Mr Bush's report, an update of a security strategy he wrote in 2002, set the White House's War on Terror in the grand tradition of American foreign policy.
He compared the ideological battle against radical Islam to the Cold War and said the decision to take the fight to the enemy reminded him of decisions made by Ronald Reagan during the 1980s and Harry Truman immediately after the Second World War.
"The path we have chosen is consistent with the great tradition of American foreign policy. Like the policies of Harry Truman and Ronald Reagan, our approach is idealistic about our nation's goals, and realistic about the means to achieve them."
Alongside Iran, Mr Bush identified North Korea and Syria as two other troublesome nations. He accused Kim Jong Il of running a regime in Pyongyang that poses a nuclear threat to the US, starves its people, counterfeits money and traffics drugs. Syria, he wrote, oppressed its people and sponsored terrorism.
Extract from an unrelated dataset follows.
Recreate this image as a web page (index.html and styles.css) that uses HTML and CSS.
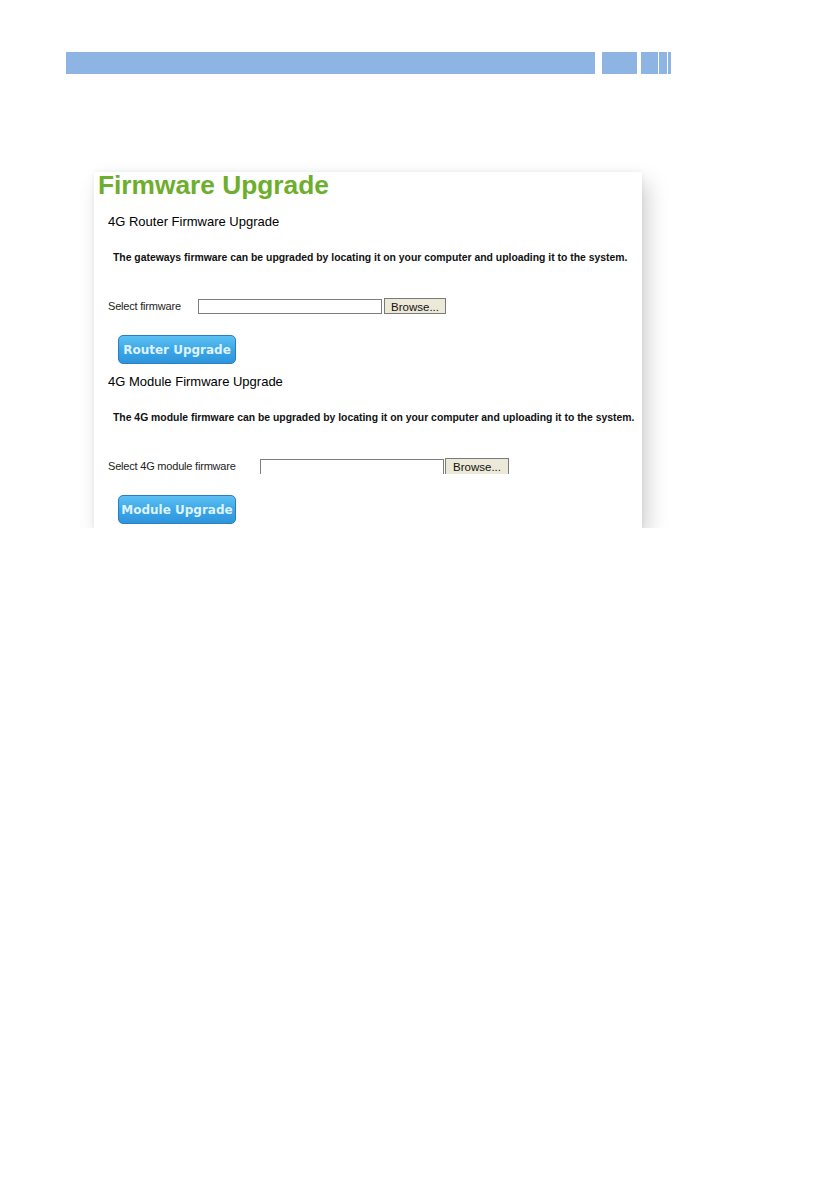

Mr Bush said that America was keen to strengthen its relations with Russia and China, its two Cold War adversaries, but rebuked both for their uncertain commitment to democratic reform.
Russia, he complained, was impeding the spread of democracy in the former Soviet Union. "Recent trends regrettably point toward a diminishing commitment to democratic freedoms and institutions," he wrote. "We will work to try to persuade the Russian Government to move forward, not backward, along freedom’s path."
China, for its part, was accused of building up its armed forces "in a non-transparent way" and of pursuing trading relationships with countries with poor human rights records. Mr Bush said China would be forced to offer more freedoms to its people and prosperity increased but that America would be prepared if Beijing continued to deny reform.
"Our strategy seeks to encourage China to make the right strategic choices for its people, while we hedge against other possibilities," he wrote.
Mr Bush's security strategy was published as the American President is bedevilled by the worst approval ratings of his five years in office and calls from his own party to introduce fresh faces to a White House apparently unable to shrug off a series of scandals.
The Bush Administration has also been accused of being shorn of ideas for withdrawing US troops from Iraq. Yesterday, a ten-member panel of foreign policy experts was formed to describe the state of the war after the US Congress said it needed "an honest assessment of where we are and how we go forward and take this out of politics".